- **Exercise brief**
Give back every line exactly as it appears, pictures excluded.
^^^^^^^^
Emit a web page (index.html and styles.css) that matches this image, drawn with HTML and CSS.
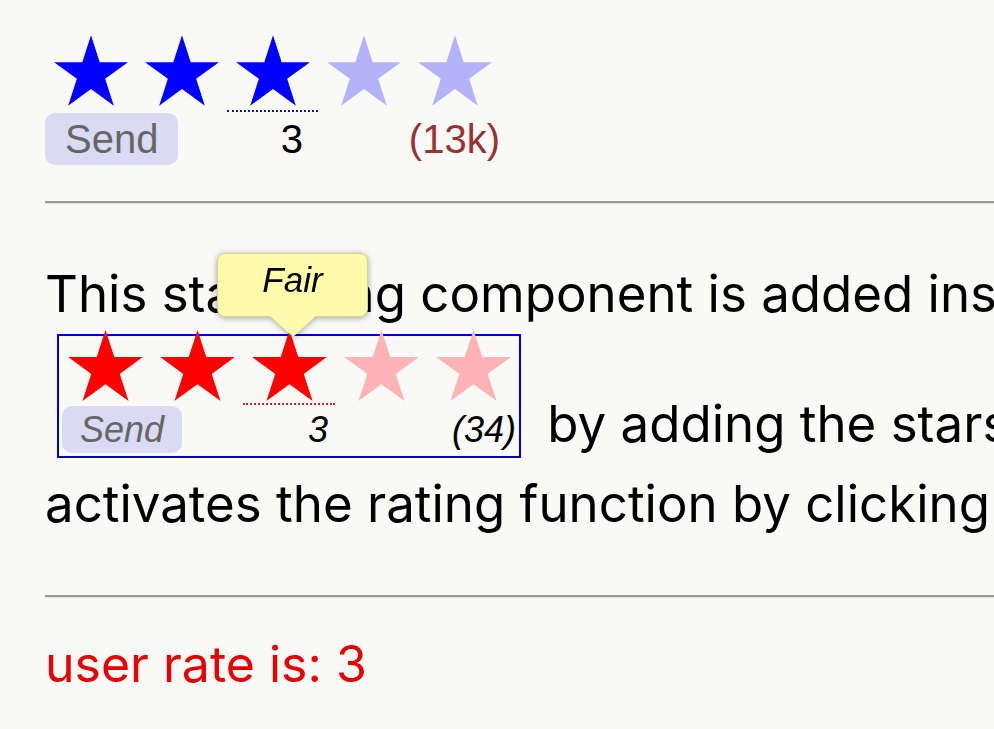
FILE: index.html
```html
<!DOCTYPE html>
<html>
<head>
    <meta charset="utf-8">
    <link rel="stylesheet" href="styles.css">
</head>
<body>

<svg class="sprite" aria-hidden="true">
    <symbol id="star" viewBox="0 0 100 95.1">
        <path d="M50 0 L61.8 36.3 L100 36.3 L69.1 58.8 L80.9 95.1 L50 72.7 L19.1 95.1 L30.9 58.8 L0 36.3 L38.2 36.3 Z"/>
    </symbol>
</svg>

<div class="rating rating-blue">
    <div class="stars">
        <span class="star"><svg><use href="#star"/></svg></span>
        <span class="star"><svg><use href="#star"/></svg></span>
        <span class="star current"><svg><use href="#star"/></svg></span>
        <span class="star off"><svg><use href="#star"/></svg></span>
        <span class="star off"><svg><use href="#star"/></svg></span>
    </div>
    <div class="meta">
        <button class="send">Send</button>
        <span class="value">3</span>
        <span class="count">(13k)</span>
    </div>
</div>

<hr>

<p class="text">This star rating component is added inside a paragraph<br><span class="rating rating-red">
        <span class="stars">
            <span class="star"><svg><use href="#star"/></svg></span>
            <span class="star"><svg><use href="#star"/></svg></span>
            <span class="star current"><svg><use href="#star"/></svg><span class="tip">Fair</span></span>
            <span class="star off"><svg><use href="#star"/></svg></span>
            <span class="star off"><svg><use href="#star"/></svg></span>
        </span>
        <span class="meta">
            <button class="send">Send</button>
            <span class="value">3</span>
            <span class="count">(34)</span>
        </span>
    </span> by adding the stars class to any span element. The user<br>activates the rating function by clicking the stars and sends the rate.</p>

<hr>

<p class="result">user rate is: 3</p>

</body>
</html>
```

FILE: styles.css
```css
html {
    overflow: hidden;
}

body {
    margin: 0;
    padding: 35px 0 0 45px;
    width: 1600px;
    background-color: #f9f9f7;
    font-family: Inter, "Noto Sans", sans-serif;
    color: #000;
}

.sprite {
    position: absolute;
    width: 0;
    height: 0;
}

/* rating widget */
.rating {
    display: inline-block;
    font-family: "Liberation Sans", Arial, sans-serif;
}

.rating .stars {
    display: flex;
}

.star {
    position: relative;
    display: flex;
    justify-content: center;
    width: 91px;
    padding-bottom: 4px;
    border-bottom: 2px dotted transparent;
}

.star svg {
    display: block;
    width: 74px;
    height: 71px;
}

.meta {
    display: grid;
    grid-template-columns: repeat(5, 91px);
    margin-top: 1px;
    font-size: 40px;
    line-height: 52px;
}

.send {
    grid-column: 1 / span 2;
    justify-self: start;
    margin: 0;
    padding: 0 20px;
    border: 0;
    border-radius: 10px;
    background-color: #dadaf5;
    color: #666;
    font: inherit;
}

.value {
    grid-column: 3;
    justify-self: end;
    padding-right: 15px;
}

.count {
    grid-column: 5;
    justify-self: end;
    color: #993333;
}

.rating-blue .star { fill: #0000ff; }
.rating-blue .star.off { fill: #b3b3fa; }
.rating-blue .star.current { border-bottom-color: #1515a0; }

/* the one sitting inside the paragraph */
.rating-red {
    margin: 0 12px;
    border: 2px solid #0000cc;
    padding-bottom: 3px;
    line-height: normal;
}

.rating-red .star {
    width: 92px;
    padding-bottom: 2px;
    fill: #ff0000;
}

.rating-red .star svg {
    width: 75px;
    height: 71px;
    margin-top: -6px;
}

.rating-red .star.off { fill: #ffb3b3; }
.rating-red .star.current { border-bottom-color: #cc2020; }

.rating-red .meta {
    grid-template-columns: repeat(5, 92px);
    font-size: 36px;
    line-height: 47px;
    font-style: italic;
}

.rating-red .send {
    margin-left: 3px;
    padding: 0 18px;
}

.rating-red .value { padding-right: 7px; }

.rating-red .count {
    padding-right: 3px;
    color: #000;
}

.tip {
    position: absolute;
    left: -26px;
    top: -83px;
    z-index: 2;
    box-sizing: border-box;
    width: 151px;
    height: 64px;
    padding-top: 6px;
    text-align: center;
    font: italic 35px/40px "Liberation Sans", Arial, sans-serif;
    color: #000;
    background-color: #fdfbab;
    border: 1px solid #d6d58e;
    border-radius: 8px;
    filter: drop-shadow(0 1px 3px rgba(0, 0, 0, 0.35));
}

.tip::after {
    content: "";
    position: absolute;
    left: 50%;
    top: 100%;
    margin-left: -23px;
    border: solid transparent;
    border-width: 21px 23px 0;
    border-top-color: #fdfbab;
}

hr {
    height: 0;
    margin: 36px 0 0;
    border: 0;
    border-top: 2px solid #999;
    border-bottom: 1px solid #e2e2e2;
}

.text {
    margin: 50px 0 51px;
    font-size: 51px;
    line-height: 80px;
    white-space: nowrap;
}

.result {
    margin: 36px 0 0;
    font-size: 50px;
    line-height: 60px;
    color: #e60000;
}
```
^^^^^^^^
- **Worked answer**
Emit a web page (index.html and styles.css) that matches this image, drawn with HTML and CSS.
FILE: index.html
```html
<!DOCTYPE html>
<html>
<head>
    <meta charset="utf-8">
    <link rel="stylesheet" href="styles.css">
</head>
<body>

<svg class="sprite" aria-hidden="true">
    <symbol id="star" viewBox="0 0 100 95.1">
        <path d="M50 0 L61.8 36.3 L100 36.3 L69.1 58.8 L80.9 95.1 L50 72.7 L19.1 95.1 L30.9 58.8 L0 36.3 L38.2 36.3 Z"/>
    </symbol>
</svg>

<div class="rating rating-blue">
    <div class="stars">
        <span class="star"><svg><use href="#star"/></svg></span>
        <span class="star"><svg><use href="#star"/></svg></span>
        <span class="star current"><svg><use href="#star"/></svg></span>
        <span class="star off"><svg><use href="#star"/></svg></span>
        <span class="star off"><svg><use href="#star"/></svg></span>
    </div>
    <div class="meta">
        <button class="send">Send</button>
        <span class="value">3</span>
        <span class="count">(13k)</span>
    </div>
</div>

<hr>

<p class="text">This star rating component is added inside a paragraph<br><span class="rating rating-red">
        <span class="stars">
            <span class="star"><svg><use href="#star"/></svg></span>
            <span class="star"><svg><use href="#star"/></svg></span>
            <span class="star current"><svg><use href="#star"/></svg><span class="tip">Fair</span></span>
            <span class="star off"><svg><use href="#star"/></svg></span>
            <span class="star off"><svg><use href="#star"/></svg></span>
        </span>
        <span class="meta">
            <button class="send">Send</button>
            <span class="value">3</span>
            <span class="count">(34)</span>
        </span>
    </span> by adding the stars class to any span element. The user<br>activates the rating function by clicking the stars and sends the rate.</p>

<hr>

<p class="result">user rate is: 3</p>

</body>
</html>
```

FILE: styles.css
```css
html {
    overflow: hidden;
}

body {
    margin: 0;
    padding: 35px 0 0 45px;
    width: 1600px;
    background-color: #f9f9f7;
    font-family: Inter, "Noto Sans", sans-serif;
    color: #000;
}

.sprite {
    position: absolute;
    width: 0;
    height: 0;
}

/* rating widget */
.rating {
    display: inline-block;
    font-family: "Liberation Sans", Arial, sans-serif;
}

.rating .stars {
    display: flex;
}

.star {
    position: relative;
    display: flex;
    justify-content: center;
    width: 91px;
    padding-bottom: 4px;
    border-bottom: 2px dotted transparent;
}

.star svg {
    display: block;
    width: 74px;
    height: 71px;
}

.meta {
    display: grid;
    grid-template-columns: repeat(5, 91px);
    margin-top: 1px;
    font-size: 40px;
    line-height: 52px;
}

.send {
    grid-column: 1 / span 2;
    justify-self: start;
    margin: 0;
    padding: 0 20px;
    border: 0;
    border-radius: 10px;
    background-color: #dadaf5;
    color: #666;
    font: inherit;
}

.value {
    grid-column: 3;
    justify-self: end;
    padding-right: 15px;
}

.count {
    grid-column: 5;
    justify-self: end;
    color: #993333;
}

.rating-blue .star { fill: #0000ff; }
.rating-blue .star.off { fill: #b3b3fa; }
.rating-blue .star.current { border-bottom-color: #1515a0; }

/* the one sitting inside the paragraph */
.rating-red {
    margin: 0 12px;
    border: 2px solid #0000cc;
    padding-bottom: 3px;
    line-height: normal;
}

.rating-red .star {
    width: 92px;
    padding-bottom: 2px;
    fill: #ff0000;
}

.rating-red .star svg {
    width: 75px;
    height: 71px;
    margin-top: -6px;
}

.rating-red .star.off { fill: #ffb3b3; }
.rating-red .star.current { border-bottom-color: #cc2020; }

.rating-red .meta {
    grid-template-columns: repeat(5, 92px);
    font-size: 36px;
    line-height: 47px;
    font-style: italic;
}

.rating-red .send {
    margin-left: 3px;
    padding: 0 18px;
}

.rating-red .value { padding-right: 7px; }

.rating-red .count {
    padding-right: 3px;
    color: #000;
}

.tip {
    position: absolute;
    left: -26px;
    top: -83px;
    z-index: 2;
    box-sizing: border-box;
    width: 151px;
    height: 64px;
    padding-top: 6px;
    text-align: center;
    font: italic 35px/40px "Liberation Sans", Arial, sans-serif;
    color: #000;
    background-color: #fdfbab;
    border: 1px solid #d6d58e;
    border-radius: 8px;
    filter: drop-shadow(0 1px 3px rgba(0, 0, 0, 0.35));
}

.tip::after {
    content: "";
    position: absolute;
    left: 50%;
    top: 100%;
    margin-left: -23px;
    border: solid transparent;
    border-width: 21px 23px 0;
    border-top-color: #fdfbab;
}

hr {
    height: 0;
    margin: 36px 0 0;
    border: 0;
    border-top: 2px solid #999;
    border-bottom: 1px solid #e2e2e2;
}

.text {
    margin: 50px 0 51px;
    font-size: 51px;
    line-height: 80px;
    white-space: nowrap;
}

.result {
    margin: 36px 0 0;
    font-size: 50px;
    line-height: 60px;
    color: #e60000;
}
```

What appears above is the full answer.